Stedenbouwkundige verordening betreffende de bedrijfsgebouwen in de KMO-gebieden, goedgekeurd door de gemeenteraad van Aartselaar op 9 november 2005. Opheffing.

Aanwezig: Anouk Beels, raadslid-voorzitter
Sophie De Wit, burgemeester
Mark Vanhecke, Eddy Vermoesen, Hans Cops, Hilde Heyman, schepenen
Glenn Anné, Cristel Bal, Nicole Caremans, Joris De Bie, Guido D'Eer, Rosanne De Gryse, Bart De Hertogh, Paula De Leeuw, Lea Den Abt, Anse De Weerdt, Nadine Francus, Yves Hulin, Marijke Vandebroeck, Kris Wils, raadsleden
Peter van Mechelen, Algemeen directeur
Verontschuldigd: Bart Lambrecht, 2e schepen
Mike Schuurmans, Rudy Siebens, raadsleden

De gemeenteraad besloot de stedenbouwkundige verordening betreffende de bedrijfsgebouwen in de KMO-gebieden van 9 november 2005 op te heffen.

 

Het decreet lokaal bestuur van 22 december 2017, en latere wijzigingen.
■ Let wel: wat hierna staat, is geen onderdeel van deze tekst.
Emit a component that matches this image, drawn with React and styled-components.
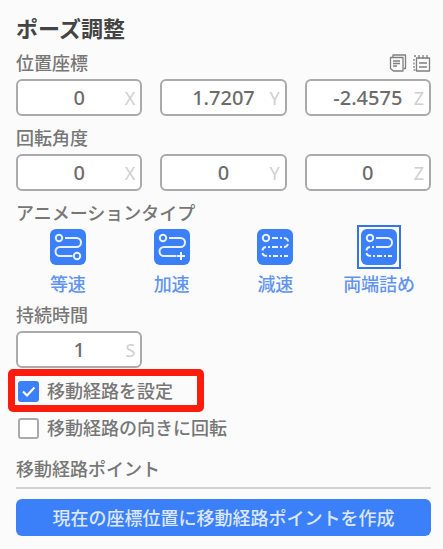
import React, { useState } from 'react'
import styled, { createGlobalStyle } from 'styled-components'

const ANIMATION_TYPES = [
  { id: 'constant', label: '等速' },
  { id: 'accelerate', label: '加速' },
  { id: 'decelerate', label: '減速' },
  { id: 'both', label: '両端詰め' },
]

function VectorField({ name, initial }) {
  const [values, setValues] = useState(initial)
  return (
    <FieldRow>
      {['X', 'Y', 'Z'].map((axis, i) => (
        <Field key={axis}>
          <FieldInput
            aria-label={`${name} ${axis}`}
            value={values[i]}
            onChange={(e) => setValues(values.map((v, n) => (n === i ? e.target.value : v)))}
          />
          <Unit>{axis}</Unit>
        </Field>
      ))}
    </FieldRow>
  )
}

function PathIcon({ type }) {
  return (
    <PathSvg viewBox="0 0 36 36" aria-hidden="true">
      <circle cx="9" cy="9" r="3.2" />
      {type === 'decelerate' ? (
        <path d="M15 9h6M23 9h2M27 9q4 .5 4 3.5M31 15q-1 3-4 3M25 18h-2M21 18h-6" />
      ) : (
        <path d="M15 9H26.5a4.5 4.5 0 0 1 0 9H15" />
      )}
      {(type === 'constant' || type === 'accelerate') && (
        <path d="M15 18H10a4.5 4.5 0 0 0 0 9H22.5" />
      )}
      {(type === 'decelerate' || type === 'both') && (
        <path d="M13 18h-2M9 18q-3.500 .5-3.500 3.500M5.500 24q.5 3 4.500 3M12 27h2M16 27h5M23 27h2M27 27h4" />
      )}
      {type === 'constant' && <circle cx="27" cy="27" r="3.2" />}
      {type === 'accelerate' && <path d="M27 23v8M23 27h8" />}
    </PathSvg>
  )
}

function CheckRow({ label, checked, onChange, marked }) {
  return (
    <CheckLabel $marked={marked}>
      <CheckBox>
        <CheckInput type="checkbox" checked={checked} onChange={(e) => onChange(e.target.checked)} />
        {checked && (
          <CheckMark viewBox="0 0 21 21" aria-hidden="true">
            <path d="M5 10.5l4 4 7.5-8" />
          </CheckMark>
        )}
      </CheckBox>
      {label}
    </CheckLabel>
  )
}

function App() {
  const [type, setType] = useState('both')
  const [duration, setDuration] = useState('1')
  const [usePath, setUsePath] = useState(true)
  const [followPath, setFollowPath] = useState(false)

  return (
    <Panel>
      <GlobalStyle />
      <Title>ポーズ調整</Title>

      <SectionHeader>
        <SectionLabel>位置座標</SectionLabel>
        <Tools>
          <ToolButton aria-label="コピー">
            <ToolSvg viewBox="0 0 18 18">
              <path d="M4 3V1h12.500v13.500h-2" />
              <path d="M1.500 3.500h12.500v13.500h-9.500l-3-2.500z" />
              <path d="M4 7h7M4 9.500h7M4 12h4" strokeWidth="1.500" />
            </ToolSvg>
          </ToolButton>
          <ToolButton aria-label="貼り付け">
            <ToolSvg viewBox="0 0 18 18">
              <path d="M3.500 4h13v13h-13z" />
              <path d="M6 9h8M6 13h8M6 1v4M10 1v4M14 1v4" />
              <path d="M1 2h3M1 5v11h2" strokeDasharray="2 1.500" />
            </ToolSvg>
          </ToolButton>
        </Tools>
      </SectionHeader>
      <VectorField name="位置座標" initial={['0', '1.7207', '-2.4575']} />

      <SectionHeader>
        <SectionLabel>回転角度</SectionLabel>
      </SectionHeader>
      <VectorField name="回転角度" initial={['0', '0', '0']} />

      <TypeGroup>
        <TypeLegend>アニメーションタイプ</TypeLegend>
        <TypeGrid>
          {ANIMATION_TYPES.map((item) => (
            <TypeOption key={item.id}>
              <TypeInput
                type="radio"
                name="animationType"
                checked={type === item.id}
                onChange={() => setType(item.id)}
              />
              <TypeFrame $selected={type === item.id}>
                <PathIcon type={item.id} />
              </TypeFrame>
              {item.label}
            </TypeOption>
          ))}
        </TypeGrid>
      </TypeGroup>

      <SectionHeader>
        <SectionLabel as="label" htmlFor="duration">持続時間</SectionLabel>
      </SectionHeader>
      <FieldRow>
        <Field>
          <FieldInput id="duration" value={duration} onChange={(e) => setDuration(e.target.value)} />
          <Unit>S</Unit>
        </Field>
      </FieldRow>

      <Checks>
        <CheckRow label="移動経路を設定" checked={usePath} onChange={setUsePath} marked />
        <CheckRow label="移動経路の向きに回転" checked={followPath} onChange={setFollowPath} />
      </Checks>

      <PointsHeader>移動経路ポイント</PointsHeader>
      <CreateButton>現在の座標位置に移動経路ポイントを作成</CreateButton>
    </Panel>
  )
}

export default App

const GlobalStyle = createGlobalStyle`
* {
  box-sizing: border-box;
}
body {
  margin: 0;
  background: #fbfbfb;
  color: #777;
  font-family: "Noto Sans", "Noto Sans CJK JP", sans-serif;
  font-size: 18px;
  font-weight: 500;
  line-height: 24px;
}
button, input {
  font: inherit;
}
`

const Panel = styled.main`
  padding: 12px 12px 12px 16px;
`
const Title = styled.h1`
  margin: 0 0 7px;
  color: #444;
  font-size: 22px;
  font-weight: 700;
  line-height: 32px;
`
const SectionHeader = styled.div`
  display: flex;
  align-items: center;
  justify-content: space-between;
  margin-bottom: 4px;
`
const SectionLabel = styled.span`
  display: block;
`
const Tools = styled.div`
  display: flex;
  gap: 6px;
`
const ToolButton = styled.button`
  display: flex;
  padding: 0;
  border: 0;
  background: none;
  cursor: pointer;
`
const ToolSvg = styled.svg`
  width: 18px;
  height: 18px;
  fill: none;
  stroke: #808080;
  stroke-width: 1.3;
  stroke-linejoin: round;
`
const FieldRow = styled.div`
  display: grid;
  grid-template-columns: repeat(3, 1fr);
  gap: 18px;
  margin-bottom: 10px;
`
const Field = styled.div`
  position: relative;
`
const FieldInput = styled.input`
  display: block;
  width: 100%;
  height: 37px;
  padding: 0 20px;
  border: 2px solid #aaa;
  border-radius: 6px;
  background: #fff;
  color: #6c6c6c;
  font-size: 20px;
  text-align: center;
`
const Unit = styled.span`
  position: absolute;
  top: 7px;
  right: 7px;
  color: #cfcfcf;
  font-weight: 400;
  pointer-events: none;
`
const TypeGroup = styled.fieldset`
  margin: 0 0 7px;
  padding: 0;
  border: 0;
`
const TypeLegend = styled.legend`
  padding: 0;
`
const TypeGrid = styled.div`
  display: grid;
  grid-template-columns: repeat(4, 1fr);
`
const TypeOption = styled.label`
  position: relative;
  display: flex;
  flex-direction: column;
  align-items: center;
  gap: 3px;
  color: #6294ef;
  cursor: pointer;
`
const TypeInput = styled.input`
  position: absolute;
  margin: 0;
  opacity: 0;
`
const TypeFrame = styled.span`
  padding: 2px;
  border: 2px solid ${(p) => (p.$selected ? '#3574e8' : 'transparent')};
`
const PathSvg = styled.svg`
  display: block;
  width: 36px;
  height: 36px;
  border-radius: 6px;
  background: #3b7ff9;
  fill: none;
  stroke: #eaf1ff;
  stroke-width: 2;
`
const Checks = styled.div`
  display: flex;
  flex-direction: column;
  align-items: flex-start;
  gap: 13px;
  margin: 11px 0 17px;
`
const CheckLabel = styled.label`
  position: relative;
  display: flex;
  align-items: center;
  gap: 8px;
  padding-left: 2px;
  cursor: pointer;

  &::after {
    content: "";
    display: ${(p) => (p.$marked ? 'block' : 'none')};
    position: absolute;
    inset: -10px -31px -9px -8px;
    border: 7px solid #fd1c0c;
    border-radius: 5px;
    pointer-events: none;
  }
`
const CheckBox = styled.span`
  display: grid;
  > * {
    grid-area: 1 / 1;
  }
`
const CheckInput = styled.input`
  appearance: none;
  width: 21px;
  height: 21px;
  margin: 0;
  border: 2px solid #aaa;
  border-radius: 3px;
  background: #fff;

  &:checked {
    border-color: #3b7ff9;
    background: #3b7ff9;
  }
`
const CheckMark = styled.svg`
  width: 21px;
  height: 21px;
  fill: none;
  stroke: #fff;
  stroke-width: 2.2;
  pointer-events: none;
`
const PointsHeader = styled.h2`
  margin: 0 0 10px;
  padding-bottom: 6px;
  border-bottom: 2px solid #d2d2d2;
  font-size: 18px;
  font-weight: 500;
`
const CreateButton = styled.button`
  display: block;
  width: 100%;
  height: 37px;
  padding: 0;
  border: 0;
  border-radius: 6px;
  background: #3b7ff9;
  color: #dbe8ff;
  cursor: pointer;
`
De Vlaamse Codex Ruimtelijke Ordening van 15 mei 2009, en latere wijzigingen.

Het decreet van 5 april 1995 houdende algemene bepalingen inzake milieubeleid (D.A.B.M.), B.S. 3 juni 1995, zoals herhaaldelijk gewijzigd en het Besluit van de Vlaamse Regering betreffende de milieueffectrapportage over plannen en programma’s van 12 oktober 2007, B.S. 7 november 2007.

 

Het besluit van het college van burgemeester en schepenen van 15 november 2021 houdende det principiële beslissing tot opheffing van de stedenbouwkundige verordening betreffende de bedrijfsgebouwen in de KMO-gebieden en het opmaken van de MER-screeningnota.

Het besluit van het college van Burgemeester en Schepenen van 7 november 2022 met betrekking tot het voeren van het openbaar onderzoek en de officiële adviesvragen.

De beslissing van de Vlaamse overheid, afdeling Gebiedsontwikkeling, Omgevingsplanning en – projecten, Directie Gebiedsontwikkeling, Team MER van 2 augustus 2022, dat de herziening geen aanleiding geeft tot aanzienlijke negatieve milieugevolgen en dat de opmaak van een plan-MER niet nodig is.

Het resultaat van het Openbaar onderzoek dat liep van 5 december 2022 tot en met dinsdag 3 januari 2023. Tijdens het openbaar onderzoek werden geen bezwaarschriften ingediend.

Er werd door de Deputatie van de Provincie Antwerpen een volledig gunstig advies uitgebracht op 8 december 2022.

Op 9 december 2022 heeft het Departement Omgeving de gemeente op de hoogte gebracht geen advies te zullen uitbrengen.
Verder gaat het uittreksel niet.